News
Ground breaking Congalese action film Viva Riva!
![]()
The winner of six 2011 African Movie Academy Awards, Viva Riva! is all set to dazzle cinefiles and action fans at this year’s film festival.
The film won Best Film, Best Director, Best Supporting Actor, Best Supporting Actress, Best Cinematography and Best Production Design at the 2011 African Movie Academy Awards. In addition to this, the film also won best African film at the 2011 MTV Movie Awards, Best Feature Film at the 2011 Pan African Film Festival and was official selection for the 2010 Toronto Film Festival, 2011 Berlin International Film Festival and the 2011 South by Southwest Film Festival.
Viva Riva! presents the modern Congo in the only way possible – through a crime story. Riva (played by Patsha Bay Mukuna in his debut role) is a small time operator who has just returned to his hometown of Kinshasa, Congo after a decade away with a major score: a fortune in hijacked gasoline. Wads of cash in hand and out for a good time, Riva is soon entranced by beautiful night club denizen Nora, the kept woman of a local gangster. Into the mix comes an Angolan crime lord relentlessly seeking the return of his stolen shipment of gasoline.
“In making Viva Riva! I wanted to find a new way to talk about life in Kinshasa today - to describe how my hometown works and how it doesn't work. I also felt the time was right to depict aspects of life in the capital that everyone knows exist but no one has ever talked about publicly”. Director Djo Tunda Wa Munga.

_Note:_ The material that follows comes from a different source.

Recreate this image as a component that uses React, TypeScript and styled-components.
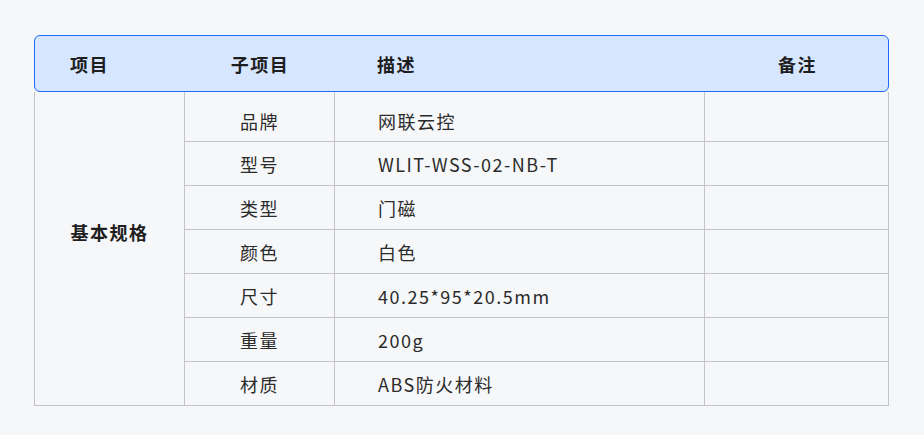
import React from "react";
import styled, { createGlobalStyle } from "styled-components";

const GlobalStyle = createGlobalStyle`
  html, body {
    margin: 0;
    padding: 0;
    background: #f6f7f9;
    font-family: "Noto Sans CJK SC", "Noto Sans", sans-serif;
  }
`;

const Page = styled.div`
  padding: 35px 0 0 34px;
  width: 924px;
  height: 435px;
  box-sizing: border-box;
`;

const Table = styled.div`
  width: 855px;
  display: flex;
  flex-direction: column;
`;

const Header = styled.div`
  display: grid;
  grid-template-columns: 150px 150px 370px 185px;
  height: 57px;
  box-sizing: border-box;
  border: 1px solid #1f69ff;
  border-radius: 6px;
  background: #d7e6ff;
`;

type Align = "left" | "center";

const HeadCell = styled.div<{ $align: Align; $pad?: number }>`
  display: flex;
  align-items: center;
  justify-content: ${(p) => (p.$align === "center" ? "center" : "flex-start")};
  padding-left: ${(p) => p.$pad ?? 0}px;
  font-size: 18px;
  font-weight: 700;
  letter-spacing: 1.5px;
  color: #1e1e1e;
`;

const Body = styled.div`
  display: grid;
  grid-template-columns: 150px 150px 370px 184px;
  grid-template-rows: 50px repeat(6, 44px);
  border-left: 1px solid #c4c4c6;
`;

const Cell = styled.div<{
  $align: Align;
  $pad?: number;
  $bold?: boolean;
  $span?: number;
  $first?: boolean;
}>`
  box-sizing: border-box;
  display: flex;
  align-items: center;
  justify-content: ${(p) => (p.$align === "center" ? "center" : "flex-start")};
  padding-left: ${(p) => p.$pad ?? 0}px;
  padding-top: ${(p) => (p.$first ? 8 : 0)}px;
  padding-bottom: ${(p) => (p.$bold ? 34 : 0)}px;
  border-right: 1px solid #c4c4c6;
  border-bottom: 1px solid #c4c4c6;
  font-size: 18px;
  letter-spacing: 1.5px;
  font-weight: ${(p) => (p.$bold ? 700 : 400)};
  color: ${(p) => (p.$bold ? "#1e1e1e" : "#2b2b2b")};
  ${(p) => (p.$span ? `grid-row: span ${p.$span};` : "")}
`;

const rows: [string, string][] = [
  ["品牌", "网联云控"],
  ["型号", "WLIT-WSS-02-NB-T"],
  ["类型", "门磁"],
  ["颜色", "白色"],
  ["尺寸", "40.25*95*20.5mm"],
  ["重量", "200g"],
  ["材质", "ABS防火材料"],
];

export default function App() {
  return (
    <Page>
      <GlobalStyle />
      <Table>
        <Header>
          <HeadCell $align="left" $pad={35}>项目</HeadCell>
          <HeadCell $align="center">子项目</HeadCell>
          <HeadCell $align="left" $pad={42}>描述</HeadCell>
          <HeadCell $align="center">备注</HeadCell>
        </Header>
        <Body>
          <Cell $align="center" $bold $span={7}>基本规格</Cell>
          {rows.map(([k, v], i) => (
            <React.Fragment key={k}>
              <Cell $align="center" $first={i === 0} style={{ gridColumn: 2, gridRow: i + 1 }}>{k}</Cell>
              <Cell $align="left" $pad={43} $first={i === 0} style={{ gridColumn: 3, gridRow: i + 1 }}>{v}</Cell>
              <Cell $align="left" style={{ gridColumn: 4, gridRow: i + 1 }} />
            </React.Fragment>
          ))}
        </Body>
      </Table>
    </Page>
  );
}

“The film dives into its depiction of tough situations so forthrightly that we hope it will help sweep away some of the old school perceptions of Africa and African art. Our aim was simply to work without fear or shame of who we are and the issues we face today.” Director Djo Tunda Wa Munga.
Not only is the situational background of the film unusual, but the technical background is to be admired. The film was shot entirely using Canon 5Ds, a prosumer camera designed primarily to take stills. Furthermore, director Munga trained the crew personally, and the seeds he sowed to create a film industry in the Congo have lead to Viva Riva! becoming the first ever Congolese film to see a release in the USA.
The privilege of screening such a historically valuable film has not been lost on festival director Casey Marshall Siemer, “What a privilege to be screening such an exciting film from the Congo. It is quite unlike any action film I have seen before. It gave me an exhilarating look at the Kinshasa underworld. Djo Tunda Wa Munga is certainly a director to follow.”